* start GIVEN INFORMATION *
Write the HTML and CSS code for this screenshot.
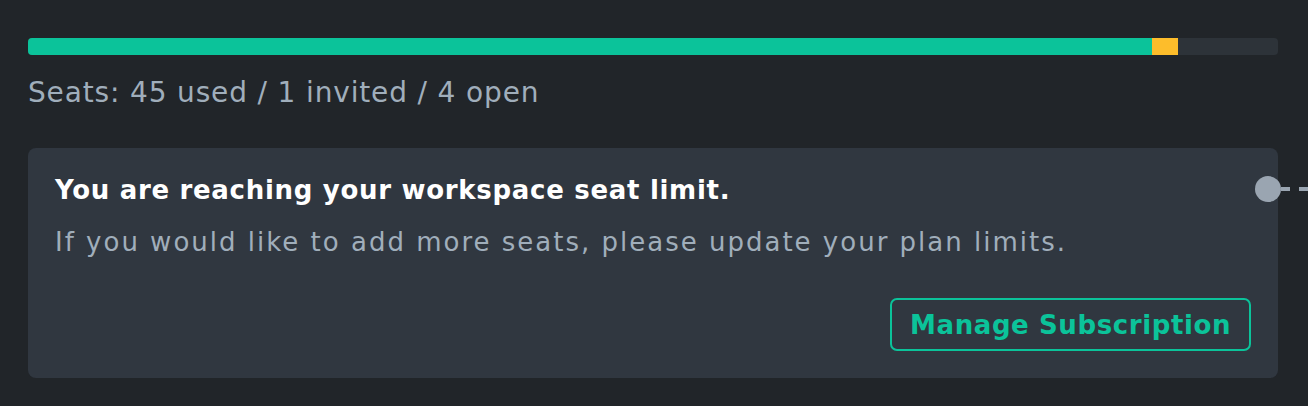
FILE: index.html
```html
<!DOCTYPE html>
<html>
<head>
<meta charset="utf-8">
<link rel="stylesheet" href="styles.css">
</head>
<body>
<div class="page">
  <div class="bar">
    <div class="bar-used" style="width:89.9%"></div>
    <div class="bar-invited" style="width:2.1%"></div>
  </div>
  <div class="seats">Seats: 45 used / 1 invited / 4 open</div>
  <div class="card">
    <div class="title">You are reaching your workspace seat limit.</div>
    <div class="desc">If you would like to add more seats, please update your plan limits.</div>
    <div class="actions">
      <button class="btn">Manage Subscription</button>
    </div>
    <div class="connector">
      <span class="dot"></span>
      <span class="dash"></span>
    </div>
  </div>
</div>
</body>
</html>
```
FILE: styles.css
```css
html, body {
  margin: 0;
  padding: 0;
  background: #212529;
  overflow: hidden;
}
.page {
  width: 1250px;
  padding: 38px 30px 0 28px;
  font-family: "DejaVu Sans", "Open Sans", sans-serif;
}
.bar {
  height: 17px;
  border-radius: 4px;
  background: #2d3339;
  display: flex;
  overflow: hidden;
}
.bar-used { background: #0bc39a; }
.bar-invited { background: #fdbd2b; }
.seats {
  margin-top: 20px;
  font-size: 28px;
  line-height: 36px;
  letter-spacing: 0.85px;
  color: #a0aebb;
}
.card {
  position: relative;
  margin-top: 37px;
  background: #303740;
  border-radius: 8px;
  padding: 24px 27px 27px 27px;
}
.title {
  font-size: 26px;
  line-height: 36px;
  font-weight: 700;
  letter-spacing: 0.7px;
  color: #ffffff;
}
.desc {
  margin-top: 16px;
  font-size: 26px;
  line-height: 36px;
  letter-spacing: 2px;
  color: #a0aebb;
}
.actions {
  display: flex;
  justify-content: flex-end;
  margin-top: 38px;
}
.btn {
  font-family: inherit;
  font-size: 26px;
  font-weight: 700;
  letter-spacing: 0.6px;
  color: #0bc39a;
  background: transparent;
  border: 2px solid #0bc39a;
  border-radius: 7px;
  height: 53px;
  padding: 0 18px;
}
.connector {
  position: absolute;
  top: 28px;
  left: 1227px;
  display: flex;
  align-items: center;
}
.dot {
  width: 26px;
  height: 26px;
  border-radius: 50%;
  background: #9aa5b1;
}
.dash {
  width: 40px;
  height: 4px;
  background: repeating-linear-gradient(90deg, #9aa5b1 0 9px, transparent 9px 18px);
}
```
* end GIVEN INFORMATION *
* start GIVEN INFORMATION *
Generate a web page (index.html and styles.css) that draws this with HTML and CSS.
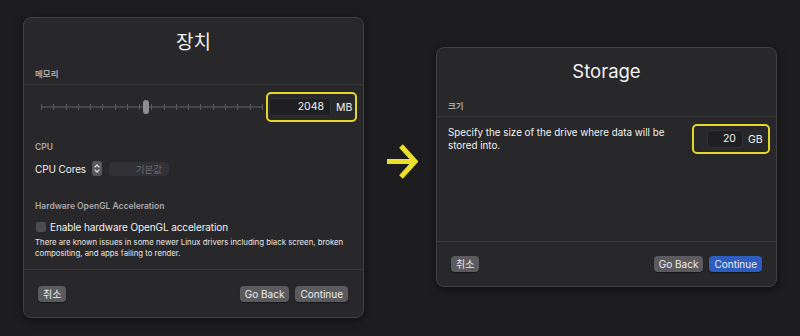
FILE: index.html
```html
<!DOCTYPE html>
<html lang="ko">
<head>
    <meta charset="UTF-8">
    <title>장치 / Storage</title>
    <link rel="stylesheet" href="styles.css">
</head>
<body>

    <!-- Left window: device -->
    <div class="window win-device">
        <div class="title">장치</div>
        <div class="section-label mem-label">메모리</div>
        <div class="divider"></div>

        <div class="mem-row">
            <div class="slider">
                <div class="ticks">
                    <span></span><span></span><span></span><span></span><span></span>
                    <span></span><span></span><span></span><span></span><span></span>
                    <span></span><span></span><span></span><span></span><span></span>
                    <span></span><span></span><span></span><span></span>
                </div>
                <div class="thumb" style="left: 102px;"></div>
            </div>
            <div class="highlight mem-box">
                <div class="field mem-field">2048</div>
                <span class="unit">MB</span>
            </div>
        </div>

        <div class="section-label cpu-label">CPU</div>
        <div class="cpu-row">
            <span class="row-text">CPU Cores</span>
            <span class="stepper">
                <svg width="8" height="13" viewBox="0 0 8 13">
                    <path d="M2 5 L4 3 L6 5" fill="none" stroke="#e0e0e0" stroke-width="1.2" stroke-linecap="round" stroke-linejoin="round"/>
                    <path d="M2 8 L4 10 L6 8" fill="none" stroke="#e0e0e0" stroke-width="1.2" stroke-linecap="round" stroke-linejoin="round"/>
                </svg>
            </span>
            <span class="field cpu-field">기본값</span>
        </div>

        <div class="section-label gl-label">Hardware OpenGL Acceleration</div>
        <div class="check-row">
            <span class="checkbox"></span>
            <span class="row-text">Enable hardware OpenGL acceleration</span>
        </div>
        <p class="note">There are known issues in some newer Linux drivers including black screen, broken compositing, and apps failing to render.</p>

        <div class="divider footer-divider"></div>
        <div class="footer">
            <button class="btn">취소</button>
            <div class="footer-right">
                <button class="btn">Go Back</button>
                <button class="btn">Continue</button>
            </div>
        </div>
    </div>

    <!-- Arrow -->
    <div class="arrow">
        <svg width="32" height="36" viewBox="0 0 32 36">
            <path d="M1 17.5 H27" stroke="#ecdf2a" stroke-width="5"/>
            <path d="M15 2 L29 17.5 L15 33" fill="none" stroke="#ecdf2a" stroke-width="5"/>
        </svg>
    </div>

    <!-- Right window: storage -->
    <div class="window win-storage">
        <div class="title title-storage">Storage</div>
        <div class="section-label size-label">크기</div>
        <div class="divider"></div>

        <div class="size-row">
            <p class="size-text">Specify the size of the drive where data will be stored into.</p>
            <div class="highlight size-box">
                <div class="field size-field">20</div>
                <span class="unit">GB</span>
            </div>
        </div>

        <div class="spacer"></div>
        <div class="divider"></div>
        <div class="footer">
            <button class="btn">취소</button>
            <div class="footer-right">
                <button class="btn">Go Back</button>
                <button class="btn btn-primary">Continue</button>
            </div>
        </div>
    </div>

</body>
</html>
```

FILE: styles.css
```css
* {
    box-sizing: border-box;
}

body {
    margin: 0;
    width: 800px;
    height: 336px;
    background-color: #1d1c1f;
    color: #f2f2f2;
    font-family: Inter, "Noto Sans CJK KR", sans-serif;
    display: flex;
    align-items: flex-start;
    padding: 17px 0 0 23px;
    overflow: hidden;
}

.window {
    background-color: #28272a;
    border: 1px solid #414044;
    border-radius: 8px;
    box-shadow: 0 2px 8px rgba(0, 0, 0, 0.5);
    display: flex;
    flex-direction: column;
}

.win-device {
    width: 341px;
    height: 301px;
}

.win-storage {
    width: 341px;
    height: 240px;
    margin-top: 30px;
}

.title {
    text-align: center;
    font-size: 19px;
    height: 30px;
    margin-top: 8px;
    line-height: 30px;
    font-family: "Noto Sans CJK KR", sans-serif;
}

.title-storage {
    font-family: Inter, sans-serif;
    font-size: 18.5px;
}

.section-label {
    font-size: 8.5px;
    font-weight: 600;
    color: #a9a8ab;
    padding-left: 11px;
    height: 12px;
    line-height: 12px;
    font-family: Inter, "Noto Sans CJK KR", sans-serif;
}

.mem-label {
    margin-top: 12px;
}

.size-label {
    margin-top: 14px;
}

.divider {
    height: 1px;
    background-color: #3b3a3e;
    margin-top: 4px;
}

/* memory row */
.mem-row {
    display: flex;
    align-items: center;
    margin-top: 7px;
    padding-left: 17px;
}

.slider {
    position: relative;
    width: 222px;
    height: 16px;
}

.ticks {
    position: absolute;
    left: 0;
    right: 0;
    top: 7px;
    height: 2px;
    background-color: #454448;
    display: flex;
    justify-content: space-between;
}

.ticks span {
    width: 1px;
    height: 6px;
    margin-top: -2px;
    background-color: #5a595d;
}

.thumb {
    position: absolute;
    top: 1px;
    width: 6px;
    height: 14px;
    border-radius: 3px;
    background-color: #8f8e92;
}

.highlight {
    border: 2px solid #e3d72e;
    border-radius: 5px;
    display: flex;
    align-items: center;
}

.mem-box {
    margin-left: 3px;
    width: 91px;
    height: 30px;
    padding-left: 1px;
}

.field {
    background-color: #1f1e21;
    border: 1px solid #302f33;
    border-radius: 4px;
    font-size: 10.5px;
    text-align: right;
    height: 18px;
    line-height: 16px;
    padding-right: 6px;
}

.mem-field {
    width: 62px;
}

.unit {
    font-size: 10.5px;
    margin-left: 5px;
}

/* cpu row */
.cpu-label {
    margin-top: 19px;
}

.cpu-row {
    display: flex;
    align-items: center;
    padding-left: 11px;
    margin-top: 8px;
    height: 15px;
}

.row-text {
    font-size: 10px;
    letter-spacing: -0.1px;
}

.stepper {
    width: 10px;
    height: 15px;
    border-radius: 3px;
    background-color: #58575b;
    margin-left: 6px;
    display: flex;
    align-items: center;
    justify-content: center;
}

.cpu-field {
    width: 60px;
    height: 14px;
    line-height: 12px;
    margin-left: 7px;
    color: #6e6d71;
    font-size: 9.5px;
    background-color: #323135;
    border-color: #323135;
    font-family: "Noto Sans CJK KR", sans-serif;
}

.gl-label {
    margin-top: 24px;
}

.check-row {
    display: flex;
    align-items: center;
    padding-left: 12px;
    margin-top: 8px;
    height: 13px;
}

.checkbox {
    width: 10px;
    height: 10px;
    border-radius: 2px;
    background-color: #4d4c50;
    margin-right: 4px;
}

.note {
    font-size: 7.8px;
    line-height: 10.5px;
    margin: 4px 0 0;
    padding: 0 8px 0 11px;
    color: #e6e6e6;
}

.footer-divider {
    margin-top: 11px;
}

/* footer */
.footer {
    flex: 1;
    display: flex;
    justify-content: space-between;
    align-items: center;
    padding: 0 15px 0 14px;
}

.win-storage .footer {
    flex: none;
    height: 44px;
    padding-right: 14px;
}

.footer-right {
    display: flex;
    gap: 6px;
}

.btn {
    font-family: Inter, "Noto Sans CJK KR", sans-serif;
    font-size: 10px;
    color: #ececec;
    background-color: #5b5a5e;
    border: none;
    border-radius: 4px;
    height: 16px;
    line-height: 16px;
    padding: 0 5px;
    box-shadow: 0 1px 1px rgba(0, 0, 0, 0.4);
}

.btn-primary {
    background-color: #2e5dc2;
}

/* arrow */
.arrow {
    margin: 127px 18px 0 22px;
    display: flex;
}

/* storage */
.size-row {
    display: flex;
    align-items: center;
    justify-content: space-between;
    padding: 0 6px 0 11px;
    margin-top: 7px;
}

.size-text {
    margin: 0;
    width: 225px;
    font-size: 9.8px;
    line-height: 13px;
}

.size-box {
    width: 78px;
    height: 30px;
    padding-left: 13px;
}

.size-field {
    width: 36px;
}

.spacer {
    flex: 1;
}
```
* end GIVEN INFORMATION *
§ TO BE DONE
Filter the records above for "page" and copy every matching line.

§ TASK ANSWER
<div class="page">
.page {
Generate a web page (index.html and styles.css) that draws this with HTML and CSS.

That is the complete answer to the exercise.